Arum is going to have to make a decision about whether he’ll have Chavez Jr. vacate his WBC title or pull some other trick to get him out of the Martinez fight, because the World Boxing Council had made Martinez the mandatory challenger for Chavez Jr. now and the only way to get out of that is if Arum can get the WBC to let Chavez Jr. fight someone else instead of Martinez. That recently happened when Chavez Jr. was ordered by the WBC to fight Martinez, but then they asked the WBC for permission to fight Marco Antonio Rubio instead and they were allowed to do this. There was no step aside fee paid to Martinez in getting bypassed, and according to him, he wasn’t asked ahead of time by the WBC or Arum if they were agreeable to waiting for Chavez Jr. to take the Rubio fight.

Martinez’s promoter Lou Dibella is insisting that his fighter get a shot at Chavez Jr’s title, and is saying that Chavez Jr. has to “fight him or he has to vacate his title.” The WBC holds the key to all of this. They have now made Martinez the mandatory for a second time. If they stand firm behind that then Arum will have three alternatives: 1. Agree to the Martinez rematch 2. Have Chavez Jr. vacate his title 3. Pay Martinez a nice step aside fee.

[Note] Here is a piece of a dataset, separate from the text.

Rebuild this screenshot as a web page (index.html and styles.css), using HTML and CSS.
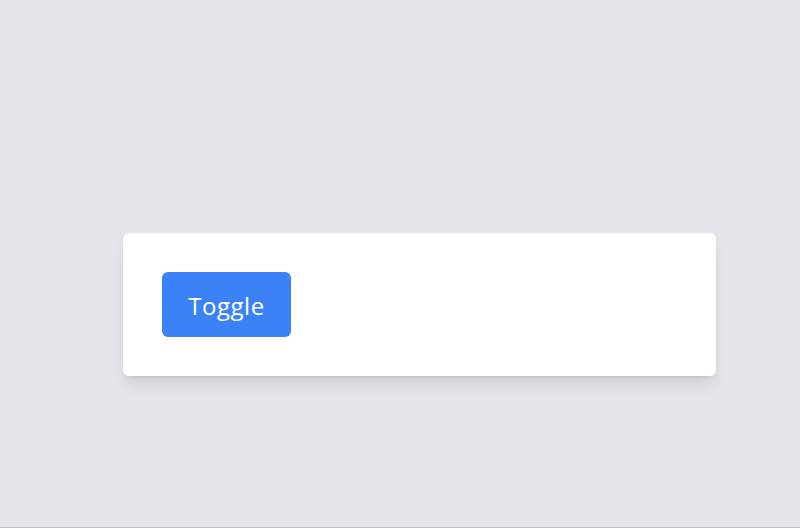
FILE: index.html
```html
<!DOCTYPE html>
<html>
<head>
<meta charset="utf-8">
<link rel="stylesheet" href="styles.css">
</head>
<body>
<div class="page">
  <div class="card">
    <button class="toggle">Toggle</button>
  </div>
</div>
</body>
</html>
```
FILE: styles.css
```css
* { box-sizing: border-box; }
html, body { margin: 0; padding: 0; }
body {
  background: #e5e4ea;
  font-family: "Open Sans", "Noto Sans", sans-serif;
}
.page {
  height: 528px;
  padding: 233px 0 0 123px;
  border-bottom: 1px solid #bdbdc0;
}
.card {
  width: 593px;
  height: 143px;
  background: #ffffff;
  border-radius: 6px;
  padding: 39px;
  box-shadow: 0 10px 15px -3px rgba(0,0,0,0.1), 0 4px 6px -4px rgba(0,0,0,0.1);
}
.toggle {
  display: block;
  width: 129px;
  height: 65px;
  border: none;
  border-radius: 6px;
  background: #3b82f6;
  color: #ffffff;
  font-family: "Open Sans", "Noto Sans", sans-serif;
  font-size: 24px;
  letter-spacing: 0.5px;
  padding: 2px 0 0 0;
}
```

I have a feeling that Arum won’t do any of these three, and will just go ahead and schedule Chavez Jr’s next fight and then see if the WBC does anything to stop it. They probably won’t unfortunately.
I really believe Chavez Jr. will be an improved fighter in two or three fights.

If anything, I can see Chavez Jr. looking worse than he is now because he’s getting bigger and is more sluggish with all the weight he’s putting on and taking off. The improvements that Chavez Jr. is making with his trainer Freddie Roach are minimal. Chavez Jr. looked awful against Rubio on February 4th, showing little power, and fighting like an uncoordinated over-sized fighter. He won the fight, but mostly due to his 20 pound weight advantage and because Rubio was never a very special fighter to begin with.

I think Roach is a decent trainer but he’s not going to be able to make any notable changes in Chavez Jr’s ability in two or three fights. What we see now is what we’ve been seeing from Chavez Jr. since he first started fighting for Roach. Chavez Jr. has been with Roach for five fights now – John Duddy, Billy Lyell, Sebastian Zbik, Peter Manfredo Jr., and Rubio. And I think Chavez Jr. looked at his best in the Duddy fight when he had only been with Roach for a few weeks, but that wasn’t because of Roach. That was just Chavez Jr. in shape and fighting a fringe contender made to order for him and pretty much anyone in the division.

I think in two or three fights by Chavez Jr., Arum still won’t match Chavez Jr. against Martinez and will come up with the same excuse about his matchmaker and Roach still saying Chavez Jr. isn’t ready to fight Martinez. Where we’re probably going with all this is for Chavez Jr. to wait Martinez out until he’s totally shot before Chavez Jr. is allowed to fight him. We saw that with Shane Mosley not getting a fight against Arum’s fighter Manny Pacquiao until Mosley was a completely shot 40-year-old.

Martinez is on his way to 40, but he’s still fighting way too good for Chavez Jr. and I can’t see that changing any by next year.

Chavez Jr. is just so awful that even a 40-year-old Martinez would be hitting too hard and would have too much quickness for him. Chavez Jr. is just some slow guy that beats guys on size advantage alone and the guys he’s been facing are beatable guys.

I can understand Arum wanting to protect his fighter Chavez Jr., but when he’s holding down a world title, you can’t be protecting him without hurting the sport. If Arum doesn’t want Chavez Jr. to fight his mandatory challenger Martinez, then Arum needs to have Chavez Jr. vacate the title rather than continuing to bypass him each time. It puts the WBC in a bad position because they’re trying to uphold their rules and if Arum is circumventing what the WBC is ruling, it makes the WBC look kind of like a useless organization.